In all the horror from Haiti, I’m particularly aghast at the story of the bodies of the two Dutch couples found in the ruins of a collapsed hotel – they had gone to adopt a child there – their children’s bodies were recovered with them.

It’s a story that has a particular resonance with me.  Almost three years ago to the day, I was in a hotel in China, having breakfast for the first time with my newly adopted daughter.  I’d met her for the first time the day before. It was the culmination of two years of paperwork, tearful arguments with bank managers, embassy personnel, and local council public servants, none of whom understood my rush.  I had to get the paperwork in before I turned 46 – and therefore officially too old to adopt a child in Holland, but there’s no rushing bureaucrats.

It had been a painful and protracted gestation for a child I never thought I would get.  And then finally, I did.

And then finally, there she was, eating a vast breakfast while I watched her with a bursting heart.

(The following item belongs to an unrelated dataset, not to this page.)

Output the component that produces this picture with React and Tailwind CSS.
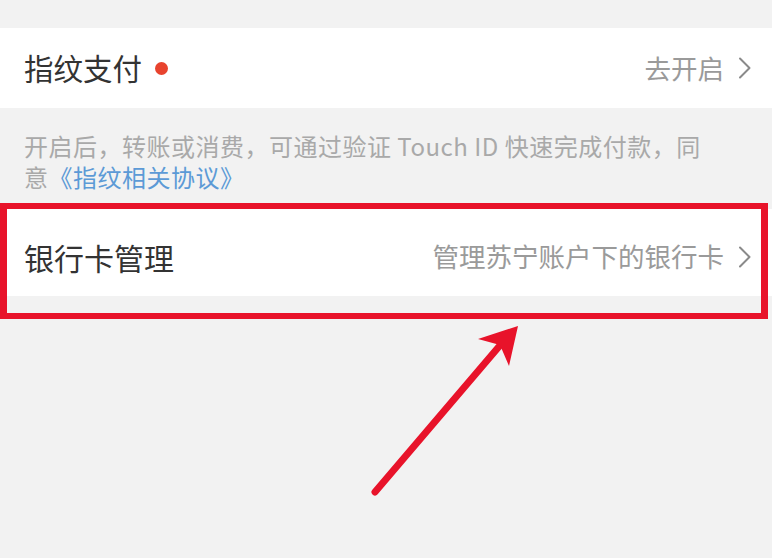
import React from 'react';

const Chevron = () => (
  <svg width="14" height="22" viewBox="0 0 14 22" fill="none" className="ml-[14px] shrink-0">
    <path d="M2 1.5 L11.5 11 L2 20.5" stroke="#8a8a8a" strokeWidth="2" strokeLinecap="round" strokeLinejoin="round" />
  </svg>
);

const App = () => {
  return (
    <div
      className="relative w-[772px] h-[558px] overflow-hidden bg-[#f2f2f2]"
      style={{ fontFamily: '"Noto Sans CJK SC", "Noto Sans", sans-serif' }}
    >
      <div className="h-[28px]" />

      {/* 指纹支付 */}
      <div className="h-[80px] bg-white flex items-center justify-between pl-[24px] pr-[20px]">
        <div className="flex items-center">
          <span className="text-[29.5px] text-[#333333] leading-none">指纹支付</span>
          <span className="ml-[13px] w-[13px] h-[13px] rounded-full bg-[#e8432e]" />
        </div>
        <div className="flex items-center">
          <span className="text-[26.5px] text-[#9a9a9a] leading-none">去开启</span>
          <Chevron />
        </div>
      </div>

      {/* hint */}
      <div className="h-[101px] pt-[22px] pl-[24px] pr-[10px]">
        <p className="text-[24px] leading-[31px] text-[#a9a9a9] tracking-[0.5px] whitespace-nowrap">
          开启后，转账或消费，可通过验证 Touch ID 快速完成付款，同
          <br />
          意<span className="text-[#5c9ad6]">《指纹相关协议》</span>
        </p>
      </div>

      {/* 银行卡管理 */}
      <div className="h-[87px] bg-white flex items-center justify-between pt-[8px] pl-[24px] pr-[20px]">
        <span className="text-[30px] text-[#333333] leading-none">银行卡管理</span>
        <div className="flex items-center">
          <span className="text-[26.5px] text-[#9a9a9a] leading-none">管理苏宁账户下的银行卡</span>
          <Chevron />
        </div>
      </div>

      {/* annotation box */}
      <div className="absolute left-0 top-[203px] w-[768px] h-[116px] border-x-[7px] border-y-[6px] border-[#e8132a]" />

      {/* annotation arrow */}
      <svg className="absolute left-0 top-0" width="772" height="558" viewBox="0 0 772 558">
        <line x1="375" y1="492" x2="508" y2="336" stroke="#e8132a" strokeWidth="7" strokeLinecap="round" />
        <polygon points="518,326 478,339 500,345 509,366" fill="#e8132a" />
      </svg>
    </div>
  );
};

export default App;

So the idea of the walls literally caving in on our new family at that moment, is one that brings me to near emotional spasm.

These families had only just had a moment to re-define the word family for themselves, only just started to form the bonds that were supposed to tie them together for the rest of their long lives – the cruelty of it seems particularly sharp though the rational part of me realizes its no more cruel than what’s happening to the other hundreds of thousands of people living the horror there at the moment.

The families who had gone to Haiti to pick up their adopted kids were on what every one of them would have said was the most important trip of their life. Some of them emerged alive.  But not all.

Last week, the Dutch government cleared the way for 109 orphans from Haiti who were already cleared for adoption to be rushed to The Netherlands. They’re the lucky ones. Before the earthquake there were more than 300,000 orphans already in a country that’s routinely called the poorest in the Western hemisphere.  How many more will there be when the body count in Haiti is complete?  What future can they hope to have?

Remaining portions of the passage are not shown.